Written exercise: Reproduce exactly the lines below, from the first one through the line containing "import React from 'react';", and omit any pictures.
>> BEGIN
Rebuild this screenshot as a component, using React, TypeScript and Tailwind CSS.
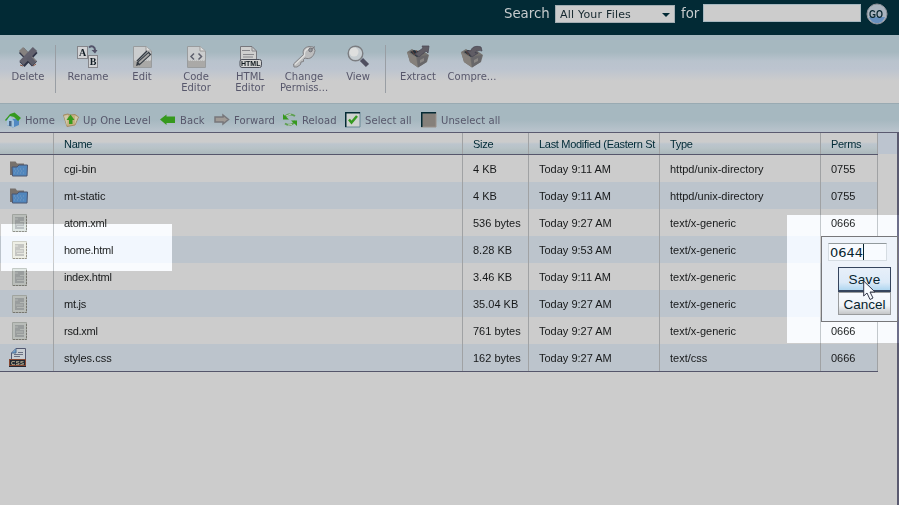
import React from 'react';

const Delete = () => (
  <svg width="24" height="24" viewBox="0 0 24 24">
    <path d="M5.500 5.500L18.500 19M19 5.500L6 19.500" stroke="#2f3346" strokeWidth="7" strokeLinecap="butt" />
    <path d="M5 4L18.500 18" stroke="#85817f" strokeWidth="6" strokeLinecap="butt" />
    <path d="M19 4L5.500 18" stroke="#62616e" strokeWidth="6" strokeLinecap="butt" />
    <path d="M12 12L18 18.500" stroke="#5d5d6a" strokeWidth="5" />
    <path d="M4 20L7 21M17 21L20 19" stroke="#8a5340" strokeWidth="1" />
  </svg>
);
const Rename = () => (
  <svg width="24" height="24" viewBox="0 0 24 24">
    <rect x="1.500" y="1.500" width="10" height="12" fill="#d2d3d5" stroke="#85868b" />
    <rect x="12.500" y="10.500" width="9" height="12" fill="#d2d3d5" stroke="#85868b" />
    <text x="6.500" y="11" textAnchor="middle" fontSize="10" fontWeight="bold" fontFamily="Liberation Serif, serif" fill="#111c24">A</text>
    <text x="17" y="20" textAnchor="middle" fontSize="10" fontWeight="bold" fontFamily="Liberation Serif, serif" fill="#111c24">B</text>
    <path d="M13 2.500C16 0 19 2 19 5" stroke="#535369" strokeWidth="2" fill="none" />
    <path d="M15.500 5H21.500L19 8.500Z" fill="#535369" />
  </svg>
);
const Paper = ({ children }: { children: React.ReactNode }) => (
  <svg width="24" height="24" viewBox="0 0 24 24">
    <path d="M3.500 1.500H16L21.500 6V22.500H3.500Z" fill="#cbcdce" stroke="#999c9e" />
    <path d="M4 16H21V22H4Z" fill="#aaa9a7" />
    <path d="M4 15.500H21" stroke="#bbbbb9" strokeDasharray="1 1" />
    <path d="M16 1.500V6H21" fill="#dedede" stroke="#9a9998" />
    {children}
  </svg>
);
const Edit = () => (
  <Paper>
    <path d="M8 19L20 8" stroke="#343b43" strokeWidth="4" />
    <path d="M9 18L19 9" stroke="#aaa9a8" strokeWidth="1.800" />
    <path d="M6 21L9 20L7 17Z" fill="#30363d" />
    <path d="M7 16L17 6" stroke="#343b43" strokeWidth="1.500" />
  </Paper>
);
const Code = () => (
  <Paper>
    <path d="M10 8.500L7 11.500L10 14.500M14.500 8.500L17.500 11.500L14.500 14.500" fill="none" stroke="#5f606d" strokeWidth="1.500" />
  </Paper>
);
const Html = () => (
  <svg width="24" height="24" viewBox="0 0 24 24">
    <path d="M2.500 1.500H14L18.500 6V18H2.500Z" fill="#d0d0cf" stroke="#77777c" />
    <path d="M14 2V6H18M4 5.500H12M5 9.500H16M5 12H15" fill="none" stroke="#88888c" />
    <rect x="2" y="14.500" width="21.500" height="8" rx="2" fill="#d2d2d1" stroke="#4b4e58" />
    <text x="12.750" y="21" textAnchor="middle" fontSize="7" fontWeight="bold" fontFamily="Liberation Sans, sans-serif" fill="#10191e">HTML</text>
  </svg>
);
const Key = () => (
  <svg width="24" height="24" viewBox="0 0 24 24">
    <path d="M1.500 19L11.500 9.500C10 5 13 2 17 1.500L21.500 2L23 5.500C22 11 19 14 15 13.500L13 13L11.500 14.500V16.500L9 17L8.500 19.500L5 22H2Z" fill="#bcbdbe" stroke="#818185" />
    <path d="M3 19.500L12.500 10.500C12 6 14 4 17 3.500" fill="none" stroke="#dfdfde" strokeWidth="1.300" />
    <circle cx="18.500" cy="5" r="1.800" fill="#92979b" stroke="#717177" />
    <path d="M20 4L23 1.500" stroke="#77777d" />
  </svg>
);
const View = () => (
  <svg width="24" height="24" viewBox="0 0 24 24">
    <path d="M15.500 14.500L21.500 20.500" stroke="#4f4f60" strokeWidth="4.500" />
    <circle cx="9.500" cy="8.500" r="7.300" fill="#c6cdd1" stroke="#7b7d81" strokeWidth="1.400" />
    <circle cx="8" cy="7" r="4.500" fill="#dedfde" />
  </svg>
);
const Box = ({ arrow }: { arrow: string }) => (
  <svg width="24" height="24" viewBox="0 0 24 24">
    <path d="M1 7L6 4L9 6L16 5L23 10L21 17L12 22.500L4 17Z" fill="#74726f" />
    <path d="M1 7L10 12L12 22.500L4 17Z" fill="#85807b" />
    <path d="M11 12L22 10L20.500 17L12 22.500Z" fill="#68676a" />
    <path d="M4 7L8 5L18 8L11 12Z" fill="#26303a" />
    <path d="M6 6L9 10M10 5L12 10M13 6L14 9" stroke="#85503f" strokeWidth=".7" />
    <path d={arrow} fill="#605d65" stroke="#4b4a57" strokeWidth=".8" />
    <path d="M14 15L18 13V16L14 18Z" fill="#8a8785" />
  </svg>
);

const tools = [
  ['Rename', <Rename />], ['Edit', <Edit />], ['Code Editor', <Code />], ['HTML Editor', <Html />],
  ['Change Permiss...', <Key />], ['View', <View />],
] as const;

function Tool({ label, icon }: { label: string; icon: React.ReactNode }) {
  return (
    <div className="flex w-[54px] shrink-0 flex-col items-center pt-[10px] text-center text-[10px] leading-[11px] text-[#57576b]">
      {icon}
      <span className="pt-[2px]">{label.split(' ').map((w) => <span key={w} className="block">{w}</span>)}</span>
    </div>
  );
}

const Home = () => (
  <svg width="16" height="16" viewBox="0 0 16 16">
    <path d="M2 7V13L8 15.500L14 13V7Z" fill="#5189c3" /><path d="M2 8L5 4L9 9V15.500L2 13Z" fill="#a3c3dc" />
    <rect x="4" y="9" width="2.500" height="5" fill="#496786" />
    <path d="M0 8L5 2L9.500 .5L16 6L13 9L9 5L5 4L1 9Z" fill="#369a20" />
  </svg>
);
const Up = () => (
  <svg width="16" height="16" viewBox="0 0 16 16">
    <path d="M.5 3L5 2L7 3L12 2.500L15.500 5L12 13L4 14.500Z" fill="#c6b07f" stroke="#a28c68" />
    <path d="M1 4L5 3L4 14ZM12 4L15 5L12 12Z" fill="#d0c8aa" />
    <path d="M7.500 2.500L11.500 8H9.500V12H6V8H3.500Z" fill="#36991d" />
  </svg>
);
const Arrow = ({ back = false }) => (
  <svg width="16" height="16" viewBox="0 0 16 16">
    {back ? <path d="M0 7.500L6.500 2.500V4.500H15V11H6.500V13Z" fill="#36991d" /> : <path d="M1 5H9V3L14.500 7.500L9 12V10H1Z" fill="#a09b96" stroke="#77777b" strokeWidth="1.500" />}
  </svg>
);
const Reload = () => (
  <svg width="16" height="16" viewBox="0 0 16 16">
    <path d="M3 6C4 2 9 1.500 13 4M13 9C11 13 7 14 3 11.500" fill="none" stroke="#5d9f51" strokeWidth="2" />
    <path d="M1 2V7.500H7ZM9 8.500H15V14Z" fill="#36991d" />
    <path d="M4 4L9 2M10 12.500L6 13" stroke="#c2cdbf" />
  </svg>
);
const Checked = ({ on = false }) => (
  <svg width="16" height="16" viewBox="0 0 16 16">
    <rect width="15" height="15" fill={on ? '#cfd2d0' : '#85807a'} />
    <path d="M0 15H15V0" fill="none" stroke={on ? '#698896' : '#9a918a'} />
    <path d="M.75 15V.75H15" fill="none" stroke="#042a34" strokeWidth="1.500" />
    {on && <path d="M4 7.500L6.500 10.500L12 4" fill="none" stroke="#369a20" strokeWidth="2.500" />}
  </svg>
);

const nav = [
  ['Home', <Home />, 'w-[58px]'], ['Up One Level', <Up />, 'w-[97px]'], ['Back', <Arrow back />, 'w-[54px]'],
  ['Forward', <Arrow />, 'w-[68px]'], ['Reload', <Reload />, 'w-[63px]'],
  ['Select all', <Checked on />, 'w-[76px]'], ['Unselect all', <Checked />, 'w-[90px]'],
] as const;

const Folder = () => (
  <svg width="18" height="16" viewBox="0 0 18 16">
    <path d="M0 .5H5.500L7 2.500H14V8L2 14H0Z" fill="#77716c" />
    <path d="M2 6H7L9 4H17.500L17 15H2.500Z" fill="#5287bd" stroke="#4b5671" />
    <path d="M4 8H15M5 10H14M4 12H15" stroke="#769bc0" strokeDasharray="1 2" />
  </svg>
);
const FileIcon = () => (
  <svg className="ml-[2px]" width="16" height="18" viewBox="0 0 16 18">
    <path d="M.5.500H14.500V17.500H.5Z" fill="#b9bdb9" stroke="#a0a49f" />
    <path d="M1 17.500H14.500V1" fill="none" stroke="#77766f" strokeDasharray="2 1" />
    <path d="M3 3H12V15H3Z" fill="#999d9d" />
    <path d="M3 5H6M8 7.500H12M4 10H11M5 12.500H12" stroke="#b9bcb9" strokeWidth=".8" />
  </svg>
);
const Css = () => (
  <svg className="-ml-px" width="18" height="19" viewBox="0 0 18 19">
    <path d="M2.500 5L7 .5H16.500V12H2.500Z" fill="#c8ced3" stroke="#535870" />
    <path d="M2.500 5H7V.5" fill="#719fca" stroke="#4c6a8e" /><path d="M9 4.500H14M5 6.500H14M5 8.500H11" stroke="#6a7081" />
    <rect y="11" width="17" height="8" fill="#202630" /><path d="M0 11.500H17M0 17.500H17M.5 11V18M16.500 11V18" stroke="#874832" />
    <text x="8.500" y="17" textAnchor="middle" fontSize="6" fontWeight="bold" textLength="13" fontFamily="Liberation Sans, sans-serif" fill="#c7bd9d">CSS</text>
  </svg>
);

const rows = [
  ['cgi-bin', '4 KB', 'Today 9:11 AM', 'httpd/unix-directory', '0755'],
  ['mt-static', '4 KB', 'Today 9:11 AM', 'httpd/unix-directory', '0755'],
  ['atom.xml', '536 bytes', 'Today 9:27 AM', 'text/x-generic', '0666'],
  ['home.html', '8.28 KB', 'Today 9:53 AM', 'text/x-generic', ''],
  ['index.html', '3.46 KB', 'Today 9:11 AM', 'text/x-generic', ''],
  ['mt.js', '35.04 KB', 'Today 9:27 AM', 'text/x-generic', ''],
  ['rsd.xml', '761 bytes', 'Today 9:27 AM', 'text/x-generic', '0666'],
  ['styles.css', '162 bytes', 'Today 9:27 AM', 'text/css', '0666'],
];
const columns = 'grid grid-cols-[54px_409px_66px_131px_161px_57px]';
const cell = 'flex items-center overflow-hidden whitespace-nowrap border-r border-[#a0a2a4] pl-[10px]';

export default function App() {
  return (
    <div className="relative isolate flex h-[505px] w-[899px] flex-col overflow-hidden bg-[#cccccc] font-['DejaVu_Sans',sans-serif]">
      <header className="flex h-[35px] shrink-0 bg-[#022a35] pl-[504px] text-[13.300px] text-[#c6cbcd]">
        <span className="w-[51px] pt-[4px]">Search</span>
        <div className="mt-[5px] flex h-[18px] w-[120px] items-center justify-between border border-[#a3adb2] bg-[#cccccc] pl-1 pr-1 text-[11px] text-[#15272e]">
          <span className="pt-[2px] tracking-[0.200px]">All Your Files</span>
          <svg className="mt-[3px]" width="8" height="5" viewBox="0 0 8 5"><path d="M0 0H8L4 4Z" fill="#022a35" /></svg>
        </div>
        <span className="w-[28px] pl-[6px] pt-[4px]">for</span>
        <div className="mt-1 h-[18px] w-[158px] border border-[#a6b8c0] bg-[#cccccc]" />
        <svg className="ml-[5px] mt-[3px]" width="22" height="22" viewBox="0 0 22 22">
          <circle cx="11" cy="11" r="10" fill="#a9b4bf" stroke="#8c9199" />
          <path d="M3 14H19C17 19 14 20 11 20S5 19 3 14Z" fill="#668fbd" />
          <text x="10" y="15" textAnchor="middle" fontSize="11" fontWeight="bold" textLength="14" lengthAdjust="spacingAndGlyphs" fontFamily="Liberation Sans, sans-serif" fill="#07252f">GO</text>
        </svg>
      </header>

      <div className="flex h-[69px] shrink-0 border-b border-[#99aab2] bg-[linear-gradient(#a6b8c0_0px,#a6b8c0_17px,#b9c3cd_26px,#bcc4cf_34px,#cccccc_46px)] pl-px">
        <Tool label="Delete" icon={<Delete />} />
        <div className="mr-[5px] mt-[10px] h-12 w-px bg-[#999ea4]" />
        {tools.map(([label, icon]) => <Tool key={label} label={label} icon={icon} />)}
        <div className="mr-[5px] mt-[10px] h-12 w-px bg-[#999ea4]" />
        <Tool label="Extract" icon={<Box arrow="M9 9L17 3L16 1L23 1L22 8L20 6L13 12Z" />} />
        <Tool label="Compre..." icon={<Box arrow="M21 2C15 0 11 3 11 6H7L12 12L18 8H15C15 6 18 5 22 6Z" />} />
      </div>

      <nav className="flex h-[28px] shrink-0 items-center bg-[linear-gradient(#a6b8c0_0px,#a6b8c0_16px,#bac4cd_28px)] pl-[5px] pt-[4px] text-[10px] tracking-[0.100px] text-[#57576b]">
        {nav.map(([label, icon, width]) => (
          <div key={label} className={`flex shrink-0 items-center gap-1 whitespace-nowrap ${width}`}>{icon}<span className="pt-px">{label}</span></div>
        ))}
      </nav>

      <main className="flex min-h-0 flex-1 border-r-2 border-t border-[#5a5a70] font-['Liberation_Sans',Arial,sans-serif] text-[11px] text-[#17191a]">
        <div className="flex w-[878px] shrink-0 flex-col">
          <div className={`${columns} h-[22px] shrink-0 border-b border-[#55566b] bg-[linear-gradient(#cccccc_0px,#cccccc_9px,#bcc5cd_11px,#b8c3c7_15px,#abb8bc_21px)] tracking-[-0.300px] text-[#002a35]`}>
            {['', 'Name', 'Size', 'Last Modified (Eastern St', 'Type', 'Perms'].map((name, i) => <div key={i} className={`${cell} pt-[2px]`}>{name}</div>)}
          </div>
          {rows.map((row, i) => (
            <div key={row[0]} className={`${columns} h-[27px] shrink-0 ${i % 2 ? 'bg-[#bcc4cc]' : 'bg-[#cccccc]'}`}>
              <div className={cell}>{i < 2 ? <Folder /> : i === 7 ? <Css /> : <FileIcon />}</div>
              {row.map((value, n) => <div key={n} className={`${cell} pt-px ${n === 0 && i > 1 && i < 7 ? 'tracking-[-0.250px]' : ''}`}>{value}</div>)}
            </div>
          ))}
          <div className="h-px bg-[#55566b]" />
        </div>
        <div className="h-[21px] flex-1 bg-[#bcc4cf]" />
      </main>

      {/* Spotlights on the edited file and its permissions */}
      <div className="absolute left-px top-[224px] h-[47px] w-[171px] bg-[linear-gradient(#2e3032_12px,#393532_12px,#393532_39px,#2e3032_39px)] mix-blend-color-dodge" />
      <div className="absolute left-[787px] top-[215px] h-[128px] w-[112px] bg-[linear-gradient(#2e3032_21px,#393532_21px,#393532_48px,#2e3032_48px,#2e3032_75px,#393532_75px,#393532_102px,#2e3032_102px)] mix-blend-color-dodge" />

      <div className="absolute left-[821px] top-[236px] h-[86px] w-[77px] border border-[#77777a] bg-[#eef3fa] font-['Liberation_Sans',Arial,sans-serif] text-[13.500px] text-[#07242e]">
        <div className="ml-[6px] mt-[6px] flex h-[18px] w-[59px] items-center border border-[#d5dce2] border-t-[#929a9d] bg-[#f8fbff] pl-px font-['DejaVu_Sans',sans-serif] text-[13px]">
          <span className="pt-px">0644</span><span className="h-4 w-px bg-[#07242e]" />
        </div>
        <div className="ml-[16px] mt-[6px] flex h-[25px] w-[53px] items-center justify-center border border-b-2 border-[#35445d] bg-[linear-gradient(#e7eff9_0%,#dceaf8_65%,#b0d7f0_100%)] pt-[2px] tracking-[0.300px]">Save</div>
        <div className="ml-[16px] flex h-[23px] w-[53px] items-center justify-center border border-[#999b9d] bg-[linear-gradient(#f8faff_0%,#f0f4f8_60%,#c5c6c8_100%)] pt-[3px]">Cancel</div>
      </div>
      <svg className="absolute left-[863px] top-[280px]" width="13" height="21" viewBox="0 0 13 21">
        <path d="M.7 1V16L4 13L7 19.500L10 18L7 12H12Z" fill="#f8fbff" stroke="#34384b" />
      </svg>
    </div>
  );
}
>> END
The response:
Rebuild this screenshot as a component, using React, TypeScript and Tailwind CSS.
import React from 'react';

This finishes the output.